**EXERCISE PROMPT**
Note each line where "this" appears, and copy it.
-------- DATA PROVIDED
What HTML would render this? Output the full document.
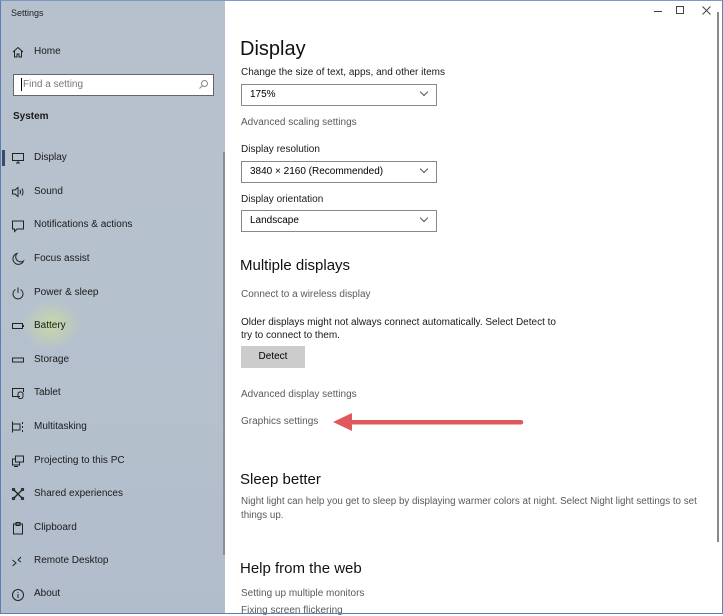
<!DOCTYPE html>
<html><head><meta charset="utf-8"><style>
*{margin:0;padding:0;box-sizing:border-box}
body{width:723px;height:614px;overflow:hidden;font-family:"Liberation Sans",sans-serif;background:#fff;position:relative;color:#000}
.a{position:absolute;white-space:nowrap}
#side{position:absolute;left:0;top:0;width:225px;height:614px;background:linear-gradient(180deg,#b6c1cd 0%,#b5c1cd 50%,#b2bdcb 100%);border-left:1px solid #5b7fb5}
.nav{position:absolute;left:33px;font-size:10px;color:#1a1a1a}
.ic{position:absolute;left:10px;width:14px;height:14px}
.t{font-size:10px;color:#1a1a1a}
.g{font-size:10px;color:#5a5a5a}
.dd{position:absolute;left:241px;width:196px;height:22px;border:1.5px solid #888;background:#fff;font-size:10px;padding:4px 8px}
.dd:after{content:"";position:absolute;right:9px;top:4px;width:5px;height:5px;border-right:1px solid #555;border-bottom:1px solid #555;transform:rotate(45deg)}
h2{position:absolute;font-weight:normal;font-size:15px;color:#111;white-space:nowrap}
</style></head><body>
<div style="position:absolute;left:0;top:0;width:723px;height:614px;border:1px solid #5b7fb5;border-top:1px solid #7a9ac8;z-index:5;pointer-events:none"></div>
<div id="side">
<div class="a" style="left:10px;top:8px;font-size:9px;color:#222">Settings</div>
<svg class="ic" style="top:45px" viewBox="0 0 14 14" fill="none" stroke="#222" stroke-width="1"><path d="M2 7 L7 2.5 L12 7 M3.5 6 V12 H6 V9 H8 V12 H10.5 V6"/></svg>
<div class="nav" style="top:46px">Home</div>
<div style="position:absolute;left:12px;top:74px;width:201px;height:22px;background:#fff;border:1.5px solid #666"></div>
<div style="position:absolute;left:20px;top:78px;width:1px;height:13px;background:#000"></div>
<div class="a" style="left:22px;top:79px;font-size:10px;color:#777">Find a setting</div>
<svg style="position:absolute;left:197px;top:79px;width:11px;height:11px" viewBox="0 0 11 11" fill="none" stroke="#888"><circle cx="6.5" cy="4.5" r="3"/><path d="M4.5 6.5 L1.5 9.5"/></svg>
<div class="a" style="left:12px;top:111px;font-size:10px;font-weight:bold;color:#1a1a1a">System</div>
<div style="position:absolute;left:1px;top:150px;width:3px;height:16px;background:#3b4a66"></div>
<div style="position:absolute;left:222px;top:152px;width:2px;height:403px;background:#8a8f96"></div>
<svg class="ic" style="top:151px" viewBox="0 0 14 14" fill="none" stroke="#222"><rect x="1.5" y="2.5" width="11" height="7"/><path d="M5 12 H9 M7 9.5 V12"/></svg><div class="nav" style="top:152px">Display</div>
<svg class="ic" style="top:185px" viewBox="0 0 14 14" fill="none" stroke="#222"><path d="M1.5 5 H4 L7 2.5 V11.5 L4 9 H1.5Z M9 5 Q10 7 9 9 M11 3.5 Q13 7 11 10.5"/></svg><div class="nav" style="top:186px">Sound</div>
<svg class="ic" style="top:219px" viewBox="0 0 14 14" fill="none" stroke="#222"><path d="M1.5 2 H12.5 V10 H6 L3.5 12.5 V10 H1.5Z"/></svg><div class="nav" style="top:219px">Notifications &amp; actions</div>
<svg class="ic" style="top:252px" viewBox="0 0 14 14" fill="none" stroke="#222"><path d="M6 1.5 A5.5 5.5 0 1 0 12.5 9 A5 5 0 0 1 6 1.5Z"/></svg><div class="nav" style="top:253px">Focus assist</div>
<svg class="ic" style="top:286px" viewBox="0 0 14 14" fill="none" stroke="#222"><path d="M4.5 3.5 A5 5 0 1 0 9.5 3.5 M7 1.5 V7"/></svg><div class="nav" style="top:287px">Power &amp; sleep</div>
<div style="position:absolute;left:20px;top:300px;width:60px;height:50px;border-radius:50%;background:radial-gradient(#c8d8a8,rgba(180,200,170,0) 70%)"></div>
<svg class="ic" style="top:319px" viewBox="0 0 14 14" fill="none" stroke="#222"><rect x="1.5" y="4.5" width="10" height="5"/><path d="M12.5 6 V8"/></svg><div class="nav" style="top:320px">Battery</div>
<svg class="ic" style="top:353px" viewBox="0 0 14 14" fill="none" stroke="#222"><rect x="1.5" y="5" width="11" height="4"/></svg><div class="nav" style="top:354px">Storage</div>
<svg class="ic" style="top:386px" viewBox="0 0 14 14" fill="none" stroke="#222"><path d="M9 10.5 H1.5 V2.5 H12.5 V6"/><rect x="7" y="6" width="5" height="6.5" rx="2"/></svg><div class="nav" style="top:387px">Tablet</div>
<svg class="ic" style="top:420px" viewBox="0 0 14 14" fill="none" stroke="#222"><path d="M1.5 1.5 V12.5 M1.5 4 H9 V10 H1.5 M11.5 2 V4 M11.5 6 V8 M11.5 10 V12"/></svg><div class="nav" style="top:421px">Multitasking</div>
<svg class="ic" style="top:454px" viewBox="0 0 14 14" fill="none" stroke="#222"><rect x="4.5" y="2" width="8" height="6"/><path d="M4.5 5 H1.5 V11 H8.5 V8 M3 12.5 H7"/></svg><div class="nav" style="top:455px">Projecting to this PC</div>
<svg class="ic" style="top:487px" viewBox="0 0 14 14" fill="none" stroke="#222" stroke-width="1.3"><path d="M3 3 L11 11 M11 3 L3 11"/><circle cx="2.5" cy="2.5" r="1"/><circle cx="11.5" cy="2.5" r="1"/><circle cx="2.5" cy="11.5" r="1"/><circle cx="11.5" cy="11.5" r="1"/></svg><div class="nav" style="top:488px">Shared experiences</div>
<svg class="ic" style="top:521px" viewBox="0 0 14 14" fill="none" stroke="#222"><rect x="2.5" y="3" width="9" height="10"/><rect x="5" y="1.5" width="4" height="3"/></svg><div class="nav" style="top:522px">Clipboard</div>
<svg class="ic" style="top:554px" viewBox="0 0 14 14" fill="none" stroke="#222"><path d="M1.5 6 L5 9 L1.5 12 M7 6 L10 3 M7 6 L10 8"/></svg><div class="nav" style="top:555px">Remote Desktop</div>
<svg class="ic" style="top:588px" viewBox="0 0 14 14" fill="none" stroke="#222"><circle cx="7" cy="7" r="5.5"/><path d="M7 6 V10 M7 4 V4.8"/></svg><div class="nav" style="top:588px">About</div>
</div>
<div class="a" style="left:654px;top:11px;width:8px;height:1px;background:#444"></div>
<div class="a" style="left:676px;top:6px;width:8px;height:8px;border:1px solid #444"></div>
<svg style="position:absolute;left:702px;top:6px;width:9px;height:9px" viewBox="0 0 9 9" stroke="#444"><path d="M0.5 0.5 L8.5 8.5 M8.5 0.5 L0.5 8.5"/></svg>
<div style="position:absolute;left:717px;top:12px;width:2px;height:530px;background:#8a8a8a"></div>
<div class="a" style="left:240px;top:38px;font-size:20px;color:#111">Display</div>
<div class="a t" style="left:241px;top:67px">Change the size of text, apps, and other items</div>
<div class="dd" style="top:84px">175%</div>
<div class="a g" style="left:241px;top:117px">Advanced scaling settings</div>
<div class="a t" style="left:241px;top:144px">Display resolution</div>
<div class="dd" style="top:161px">3840 × 2160 (Recommended)</div>
<div class="a t" style="left:241px;top:194px">Display orientation</div>
<div class="dd" style="top:210px">Landscape</div>
<h2 style="left:240px;top:257px">Multiple displays</h2>
<div class="a g" style="left:241px;top:289px">Connect to a wireless display</div>
<div class="a t" style="left:241px;top:316px;line-height:13px">Older displays might not always connect automatically. Select Detect to<br>try to connect to them.</div>
<div class="a" style="left:241px;top:346px;width:64px;height:22px;background:#ccc;font-size:10px;text-align:center;line-height:22px">Detect</div>
<div class="a g" style="left:241px;top:389px">Advanced display settings</div>
<div class="a g" style="left:241px;top:416px">Graphics settings</div>
<svg style="position:absolute;left:330px;top:410px;width:200px;height:26px" viewBox="0 0 200 26"><path d="M22 10 H191 a2 2 0 0 1 0 4.5 H22Z" fill="#e0585d"/><path d="M3 12 L22 3 L22 21Z" fill="#e0585d"/></svg>
<h2 style="left:240px;top:471px">Sleep better</h2>
<div class="a g" style="left:241px;top:495px;line-height:14px;font-size:9.8px">Night light can help you get to sleep by displaying warmer colors at night. Select Night light settings to set<br>things up.</div>
<h2 style="left:240px;top:560px">Help from the web</h2>
<div class="a g" style="left:241px;top:588px">Setting up multiple monitors</div>
<div class="a g" style="left:241px;top:605px">Fixing screen flickering</div>
</body></html>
----------------
**RESPONSE BELOW**
What HTML would render this? Output the full document.
<svg class="ic" style="top:454px" viewBox="0 0 14 14" fill="none" stroke="#222"><rect x="4.5" y="2" width="8" height="6"/><path d="M4.5 5 H1.5 V11 H8.5 V8 M3 12.5 H7"/></svg><div class="nav" style="top:455px">Projecting to this PC</div>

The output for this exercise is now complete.